-- Stated problem --
Reproduce exactly only the lines from the line that holds "Clone this screenshot" to the line that holds "import React from", inclusive, in the listing below, and please leave out every picture.

--- Start Given data ---

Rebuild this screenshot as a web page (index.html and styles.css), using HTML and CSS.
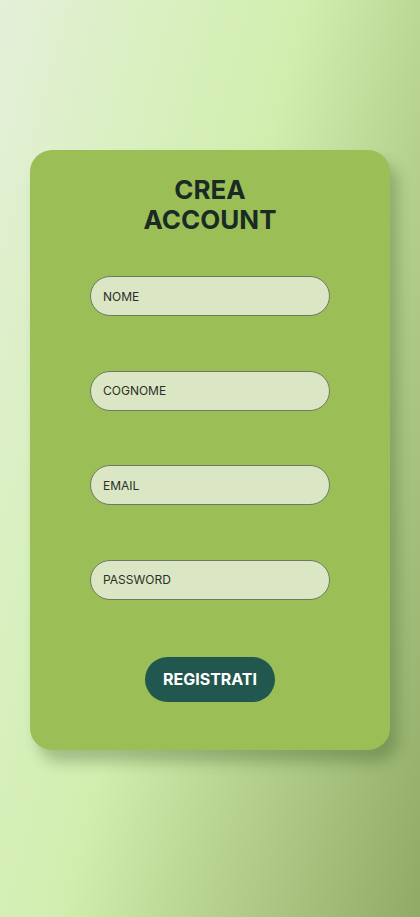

--- End Given data ---
--- Start Given data ---

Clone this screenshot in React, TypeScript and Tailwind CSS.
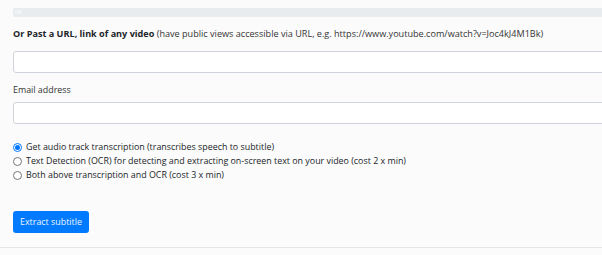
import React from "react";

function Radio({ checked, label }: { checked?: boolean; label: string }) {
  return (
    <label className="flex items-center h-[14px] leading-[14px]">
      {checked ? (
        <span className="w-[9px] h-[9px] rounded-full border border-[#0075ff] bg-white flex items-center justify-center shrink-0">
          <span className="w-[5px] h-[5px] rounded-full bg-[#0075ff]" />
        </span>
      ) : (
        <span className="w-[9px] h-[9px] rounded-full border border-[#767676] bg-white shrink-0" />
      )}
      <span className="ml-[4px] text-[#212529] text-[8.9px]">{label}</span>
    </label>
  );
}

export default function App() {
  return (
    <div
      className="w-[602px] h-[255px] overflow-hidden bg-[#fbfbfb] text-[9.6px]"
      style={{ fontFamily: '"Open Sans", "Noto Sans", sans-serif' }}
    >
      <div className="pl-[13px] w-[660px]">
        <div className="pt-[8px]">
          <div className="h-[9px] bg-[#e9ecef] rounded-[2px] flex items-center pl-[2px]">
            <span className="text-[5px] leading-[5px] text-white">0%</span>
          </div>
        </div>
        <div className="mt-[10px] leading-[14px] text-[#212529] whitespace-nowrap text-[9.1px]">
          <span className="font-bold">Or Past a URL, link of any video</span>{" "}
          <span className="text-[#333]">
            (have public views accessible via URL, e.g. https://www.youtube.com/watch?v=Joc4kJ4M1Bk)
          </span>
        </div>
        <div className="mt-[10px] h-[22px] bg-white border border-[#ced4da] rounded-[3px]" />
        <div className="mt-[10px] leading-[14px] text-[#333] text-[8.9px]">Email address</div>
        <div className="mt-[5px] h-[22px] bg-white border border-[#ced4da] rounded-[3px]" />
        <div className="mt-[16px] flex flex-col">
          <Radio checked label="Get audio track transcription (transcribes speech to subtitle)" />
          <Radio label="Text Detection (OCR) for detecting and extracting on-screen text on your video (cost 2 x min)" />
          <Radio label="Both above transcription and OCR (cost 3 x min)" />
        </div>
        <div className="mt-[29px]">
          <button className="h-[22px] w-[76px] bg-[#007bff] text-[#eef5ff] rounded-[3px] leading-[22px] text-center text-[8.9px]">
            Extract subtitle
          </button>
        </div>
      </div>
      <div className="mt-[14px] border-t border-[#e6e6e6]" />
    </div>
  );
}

--- End Given data ---

-- Solution below --
Clone this screenshot in React, TypeScript and Tailwind CSS.
import React from "react";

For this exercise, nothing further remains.